Linear Regression Analysis
As with correlation, regression is used to analyze
the relationship between two continuous (scale)
variables. However, regression is better suited to
study the functional dependency between factors.
Also, the “products” (output) of regression and
correlation analyses differ. Put it very simply , with
regression, you are predicting the average change in
the dependent variable Y per unit independent
variable X, whereas with correlation you are
describing the fit of the two-dimensional scatter
(spread) around a trend line. To illustrate regression,
let’s use the same illustrative example as in the
previous section (global human population vs.
atmospheric CO2).
Regression Model
The simplest functional relationship between two
variables is that of a linear relationship. Yu might
remember from algebra (see section above) that a
line is described by its intercept and slope:
y = ax + b
where y is the dependent variable, x is the
independent variable, a is the slope of the line (also
called m), and b is the intercept (where the line
crosses the Y-axis).
If all data were to fall on a straight line, drawing a
line that connects the data would be a trivial matter.

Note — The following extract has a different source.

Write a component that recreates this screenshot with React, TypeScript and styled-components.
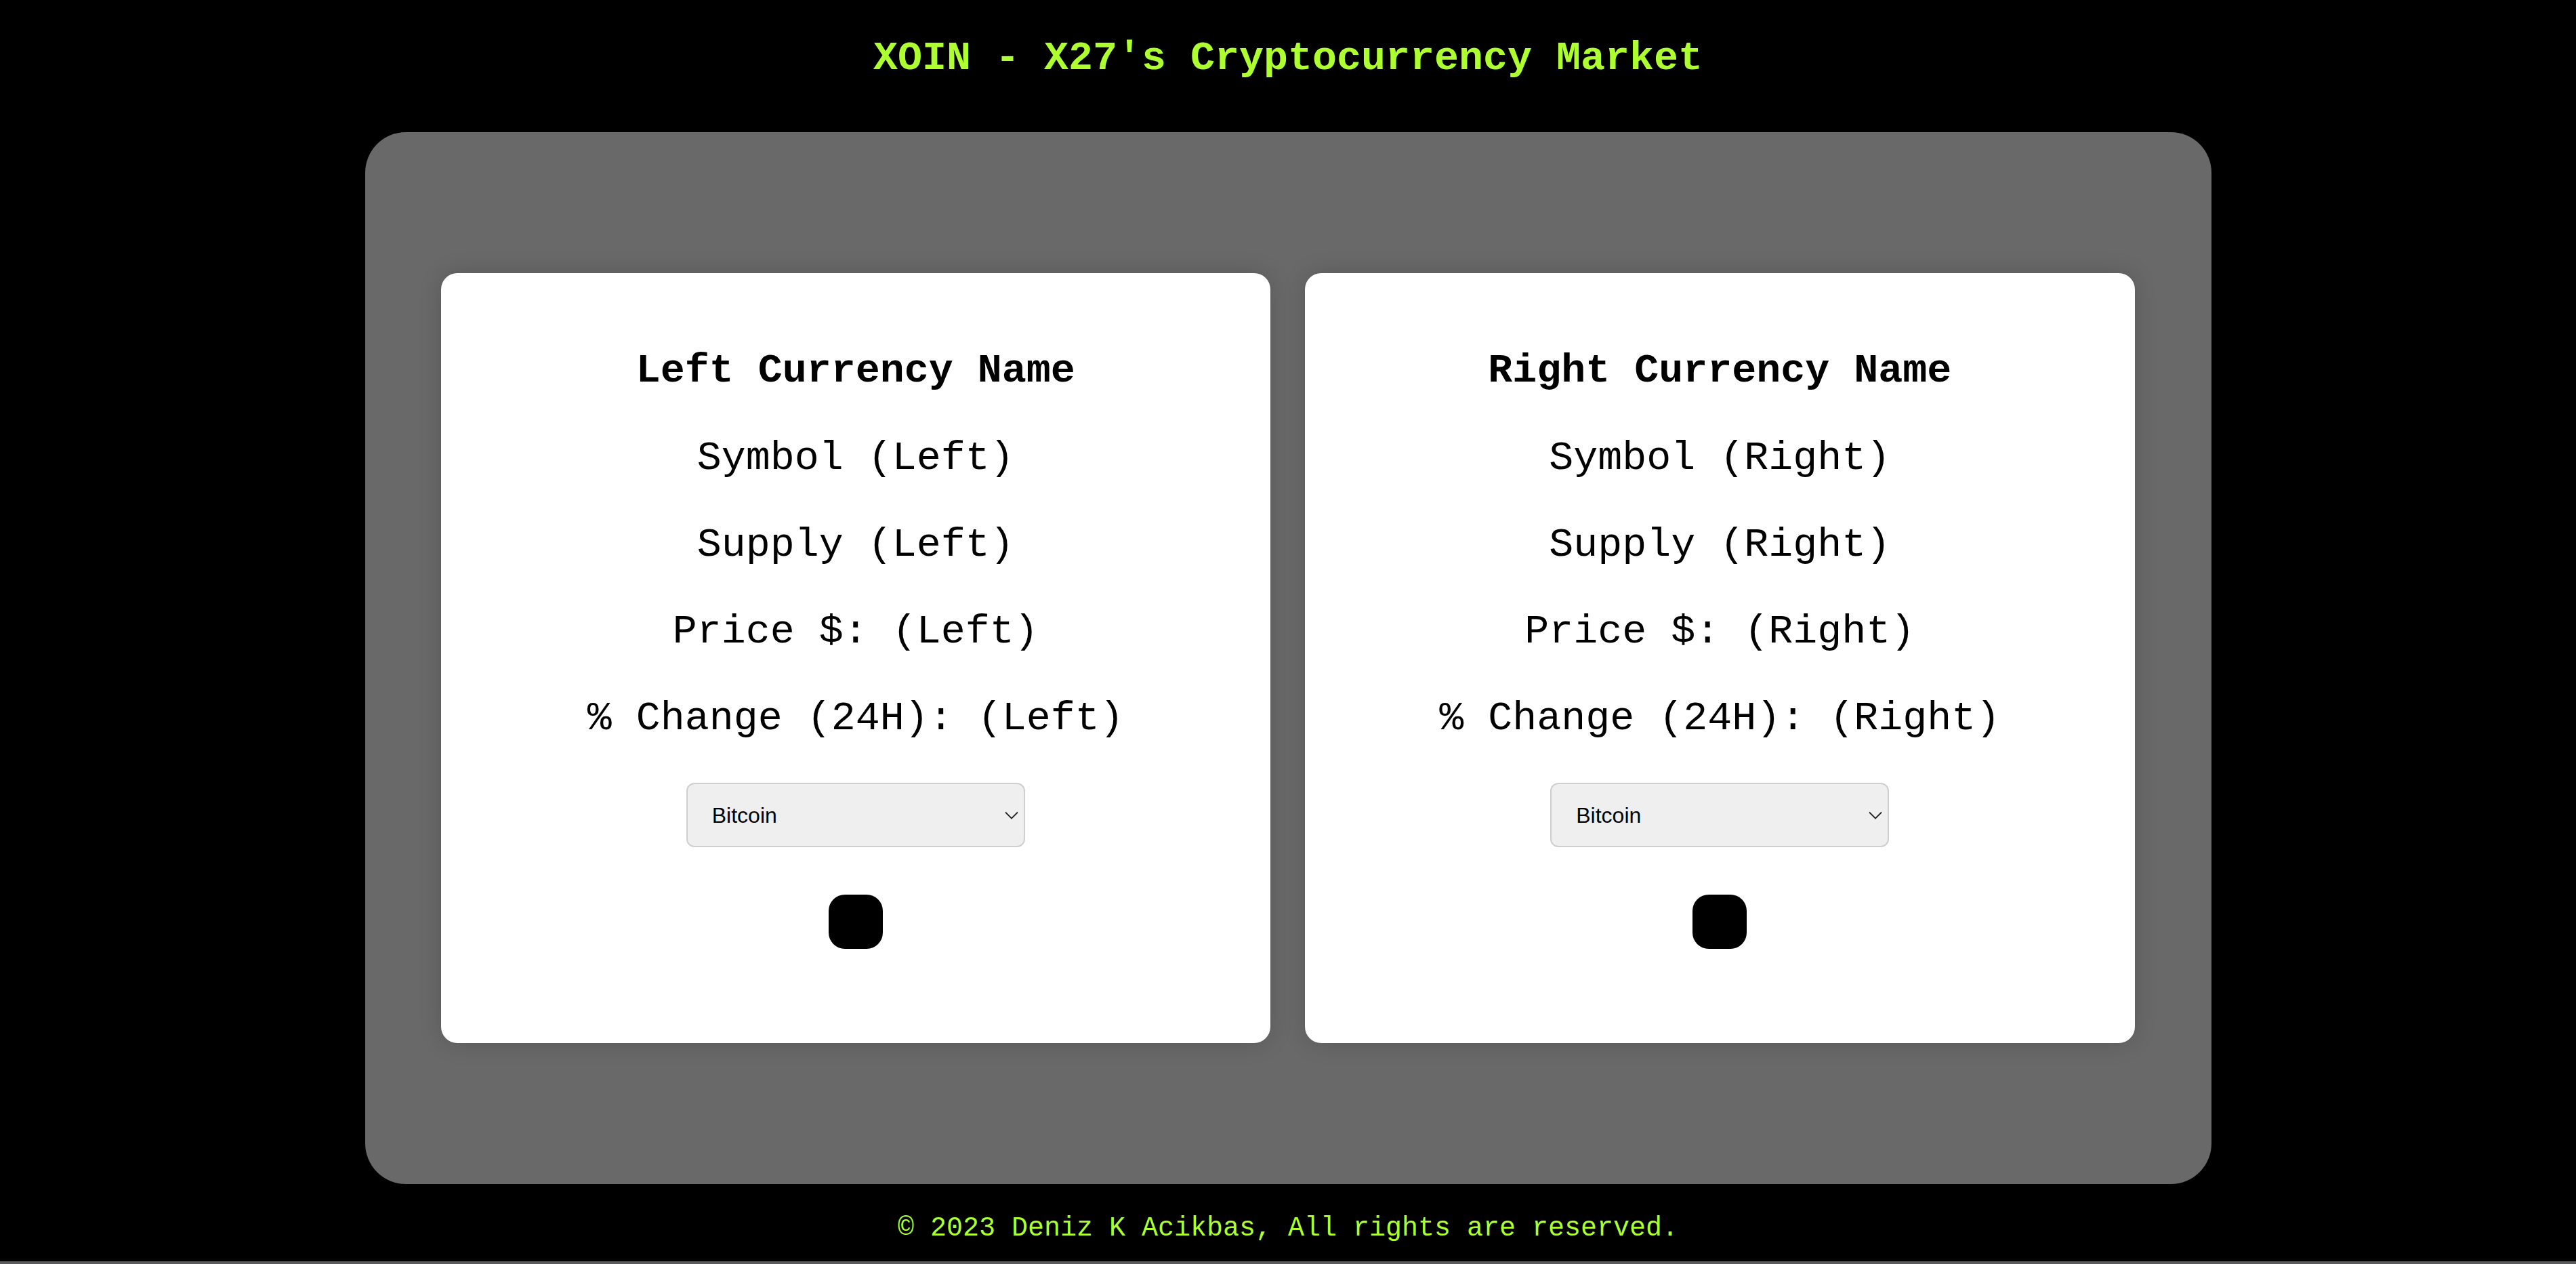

However, because we are dealing with statistical
scatter, choosing a line is not an easy matter. To
determine the best fitting line for the data set, let’s
assume:
represents the predicted value of Y
a represents the slope of the line
b represents the intercept of the line
The regression equation is :
= ax + b
Because of random scatter, each data point will be a
certain distance from the line. These distances, are
called error terms or residuals. To illustrate the
principles of regression, let’s use a data set of
chemical parameters in lake sediments: aluminum
and lignin content along the depth of a sediment
profile (0-40 cm). (Lignin is a natural organic
component exclusive to vascular plants and which is
used as a tracer for terrigenous inputs to aquatic
systems).
Sediment
depth (cm) |
Al
(%) |
Lignin
(mg/g) |
|
The residuals for this illustrative data set
represented by the vertical lines in Figure 5 below:
Fig. 5. Lignin concentrations (natural organic matter
exclusive to vascular plants) vs. aluminum
concentrations in lake sediments.
The strategy for determining the line is to select the
intercept (b) and slope (a) that minimizes the sum of
squared residuals . This is called the least squares
line. The slope of the least squares line is given by
the equation:
Where is the sum of the cross- products and
is the sum of squares for the variable X.

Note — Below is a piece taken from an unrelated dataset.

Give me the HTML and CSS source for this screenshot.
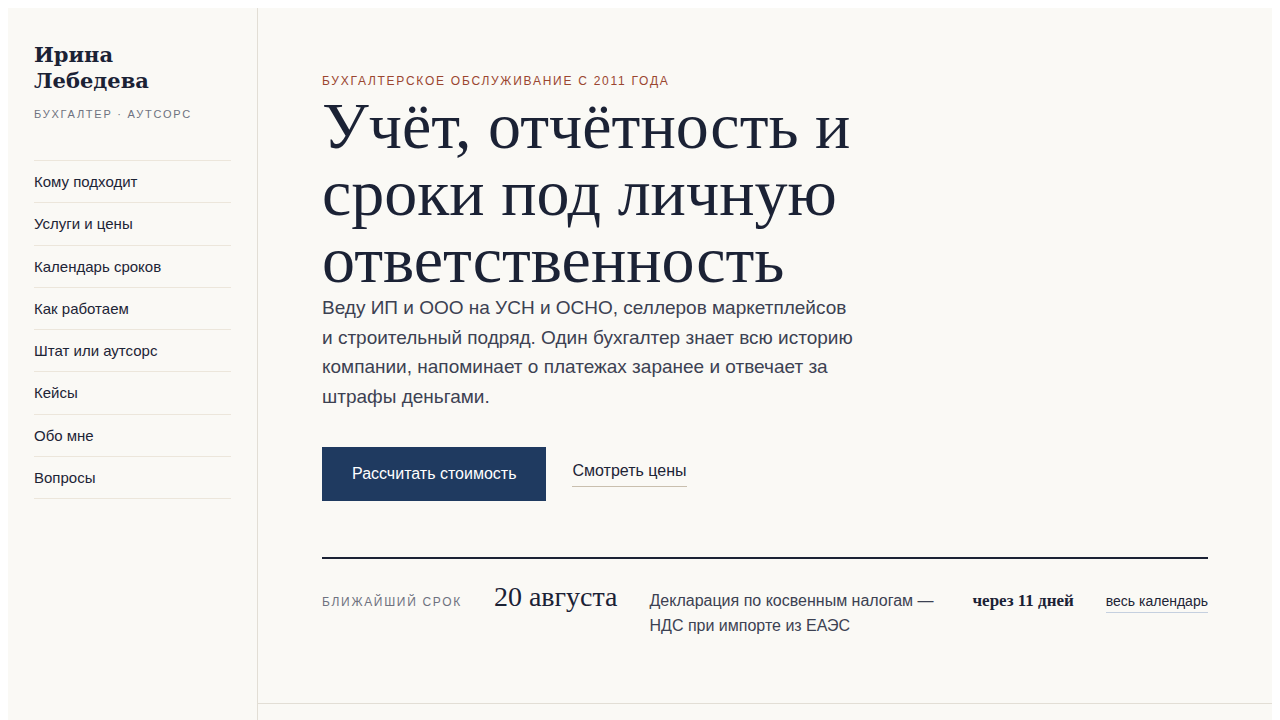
FILE: index.html
```html
<!DOCTYPE html>
<html lang="ru">
<head>
<meta charset="utf-8">
<title>Ирина Лебедева — бухгалтер</title>
<link rel="stylesheet" href="styles.css">
</head>
<body>
<div class="page">
  <aside class="sidebar">
    <div class="brand">
      <div class="brand-name">Ирина<br>Лебедева</div>
      <div class="brand-role">Бухгалтер · аутсорс</div>
    </div>
    <nav class="nav">
      <a class="nav-item" href="#">Кому подходит</a>
      <a class="nav-item" href="#">Услуги и цены</a>
      <a class="nav-item" href="#">Календарь сроков</a>
      <a class="nav-item" href="#">Как работаем</a>
      <a class="nav-item" href="#">Штат или аутсорс</a>
      <a class="nav-item" href="#">Кейсы</a>
      <a class="nav-item" href="#">Обо мне</a>
      <a class="nav-item" href="#">Вопросы</a>
    </nav>
  </aside>
  <main class="main">
    <section class="hero">
      <div class="eyebrow">Бухгалтерское обслуживание с 2011 года</div>
      <h1 class="title">Учёт, отчётность и сроки под личную ответственность</h1>
      <p class="lead">Веду ИП и ООО на УСН и ОСНО, селлеров маркетплейсов и строительный подряд. Один бухгалтер знает всю историю компании, напоминает о платежах заранее и отвечает за штрафы деньгами.</p>
      <div class="actions">
        <a class="btn" href="#">Рассчитать стоимость</a>
        <a class="link" href="#">Смотреть цены</a>
      </div>
      <div class="deadline">
        <div class="deadline-label">Ближайший срок</div>
        <div class="deadline-date">20 августа</div>
        <div class="deadline-desc">Декларация по косвенным налогам — НДС при импорте из ЕАЭС</div>
        <div class="deadline-left">через 11 дней</div>
        <a class="deadline-link" href="#">весь календарь</a>
      </div>
    </section>
  </main>
</div>
</body>
</html>
```

FILE: styles.css
```css
body {
  margin: 8px;
  background: #ffffff;
  font-family: "Liberation Sans", Arial, sans-serif;
  color: #1d2436;
}

.page {
  display: grid;
  grid-template-columns: 250px 1fr;
  min-height: 720px;
  background: #faf9f5;
}

.sidebar {
  border-right: 1px solid #e2ded5;
  padding: 34px 26px;
}

.brand-name {
  font-family: "DejaVu Serif", Georgia, serif;
  font-weight: 700;
  font-size: 21px;
  line-height: 26px;
  color: #1b2235;
}

.brand-role {
  margin-top: 14px;
  font-size: 11px;
  letter-spacing: 0.16em;
  text-transform: uppercase;
  color: #6e7280;
}

.nav {
  margin-top: 40px;
  display: flex;
  flex-direction: column;
  border-top: 1px solid #ece6db;
}

.nav-item {
  display: block;
  padding: 10px 0 10.25px;
  font-size: 15px;
  line-height: 21px;
  color: #1d2436;
  text-decoration: none;
  border-bottom: 1px solid #ece6db;
}

.main {
  min-width: 0;
}

.hero {
  padding: 65px 64px 0;
  border-bottom: 1px solid #e2ded5;
}

.eyebrow {
  font-size: 12px;
  line-height: 16px;
  letter-spacing: 0.145em;
  text-transform: uppercase;
  color: #9a4630;
}

.title {
  margin: 3px 0 0;
  max-width: 580px;
  font-family: "Liberation Serif", Georgia, serif;
  font-weight: 400;
  font-size: 66px;
  line-height: 67px;
  color: #1b2235;
}

.lead {
  margin: 0;
  max-width: 536px;
  font-size: 19px;
  line-height: 29.7px;
  color: #3c4152;
}

.actions {
  margin-top: 35px;
  display: flex;
  align-items: center;
  gap: 26px;
}

.btn {
  display: inline-block;
  padding: 17px 30px;
  background: #1f3a60;
  color: #ffffff;
  font-size: 16px;
  line-height: 20px;
  text-decoration: none;
}

.link {
  color: #1d2436;
  font-size: 16px;
  line-height: 20px;
  text-decoration: none;
  padding-bottom: 5px;
  border-bottom: 1px solid #c9bfae;
}

.deadline {
  margin-top: 56px;
  border-top: 2px solid #1b2235;
  padding: 22px 0 65px;
  display: flex;
  align-items: baseline;
  gap: 32px;
}

.deadline-label {
  font-size: 12px;
  letter-spacing: 0.14em;
  text-transform: uppercase;
  color: #6e7280;
  white-space: nowrap;
}

.deadline-date {
  font-family: "Liberation Serif", Georgia, serif;
  font-size: 28px;
  color: #1b2235;
  white-space: nowrap;
}

.deadline-desc {
  flex: 1;
  font-size: 16px;
  line-height: 25px;
  color: #3c4152;
}

.deadline-left {
  font-family: "Liberation Serif", Georgia, serif;
  font-weight: 700;
  font-size: 17px;
  color: #1b2235;
  white-space: nowrap;
}

.deadline-link {
  font-size: 14px;
  color: #1d2436;
  text-decoration: none;
  padding-bottom: 3px;
  border-bottom: 1px solid #c5d0df;
  white-space: nowrap;
}
```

(remember that formulas for these sums of squares
were presented in the previous section).
For the illustrative data, = -6.26 and
=
3.89 (you should test this by calculating these two
parameters). Therefore the slope a is:
The intercept of the line is:
where
is the average value of the variables Y,
is the average value of the variables X, and a is the
slope of the line. Hence for the illustrative data set,
The regression model for the illustrative data set is
therefore:
Interpretation
In the previous section, we’ve learned how to
calculate the correlation coefficient (r) and the
coefficient of determination (r2). The correlation
coefficient for this data set is –0.91, which states
that there exists a rather strong negative relationship
between the two variables (in other words, any
increase in the independent variable, X, yields lower
values of the dependent variable, Y). The coefficient
of determination is 0.82 and states that 82% of the
variability of Y is explained by the variability of X.
To assess if this is indeed a relationship built on
functional dependency one must know something
about the system of study (and here geochemical
principles).
In short, aluminum is an abundant element in the
earth’s crust and is a predominant component of
small sized minerals operationally defined as clays
and mineralogically called aluminosilicates.

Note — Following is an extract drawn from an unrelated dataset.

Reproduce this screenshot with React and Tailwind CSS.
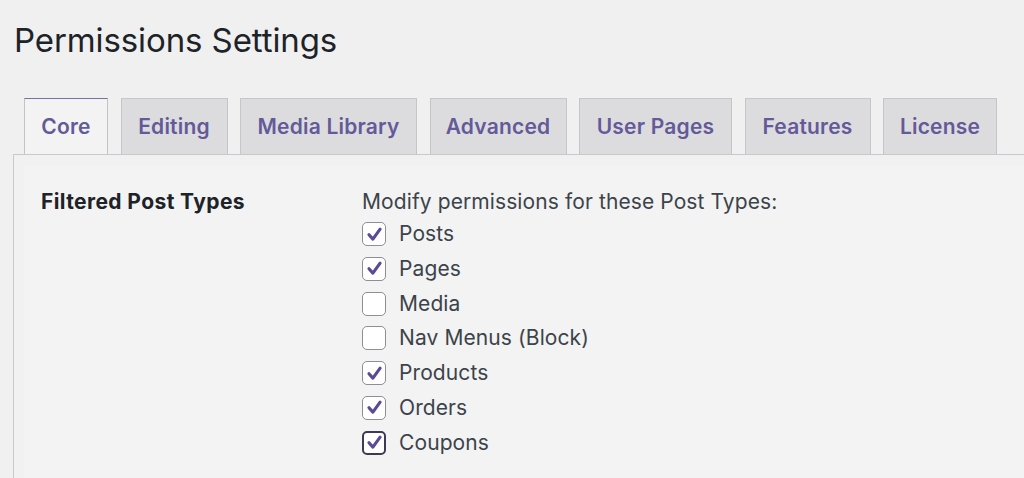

Generally, the percentage (or relative amount) of
aluminum increases inversely with respect to the
size of solid particles (i.e. sand fractions, >2mm,
will have very low amount of aluminum, whereas
clays, <2μm, will tend to have higher relative
proportions of aluminum ). Lignin, an organic
biomolecule exclusive to land plants, tends to occur
in high concentrations in woody tissues and in lower
amounts in soft tissues (i.e. leaves) and small plant
fragments. In a soil, for example, very small
particles (i.e. clays) will absorb small quantities of
organic matter including small amounts of lignin
components (from plant fragments). In contrast,
large plant macro-debris will be more enriched in
lignin components (but associated with sands that
are depleted in aluminum). In any extent, the
relationship observed in the studied lake sediments
suggest that the bottom of the lake receives a
changing proportion of large sandy particles
enriched in lignin (but depleted in aluminum) and
small clayey material enriched in aluminum (but
depleted in woody fragments). This relationship is
indeed functional and points to changes in the lake’s
drainage basin that lead to variations in material
inputs to its bottom (i.e. due to variations in storm
activities or other natural or human-based process).
Hence, it becomes clear that to demonstrate the
validity of an observed correlation, one must be able
to establish some sort of functional dependency
between the variables (whether direct or indirect),
and thus know something about the system of study.
An important aspect of regression analysis, aside
from establishing a relationship, is the calculation of
the slope of the model. The slope has a direct
interpretation as the predicted change in variable Y
per unit change in the variable X. In the case of a
linear correlation, the rate of change is constant
throughout the range of the data set. For the
illustrative example above, the slope of –1.61
suggests that for every additional unit in X
(percentage of aluminum in sediments), we predict a
decrease in Y (amount of lignin in sediments) of
1.61 units. The model can also be used to predict
values for Y given a known value of X. For
examples, if we were to analyze another sediment
sample and obtained an aluminum concentration of
5.5%, the predicted lignin content would be ~3.6
mg/g. Or, we could extrapolate the relationship to y
= 0 and solve to calculate the predicted amount of
aluminum in minerals with no lignin whatsoever.
The solution of this equation is 7.71% (you should
try to solve it).
This study is by far minimal in its analysis but
should act as a primer in starting work with linear
relationships between two variables. A more in
depth approach will help develop the concepts
necessary for quantitative analyses of problem sets.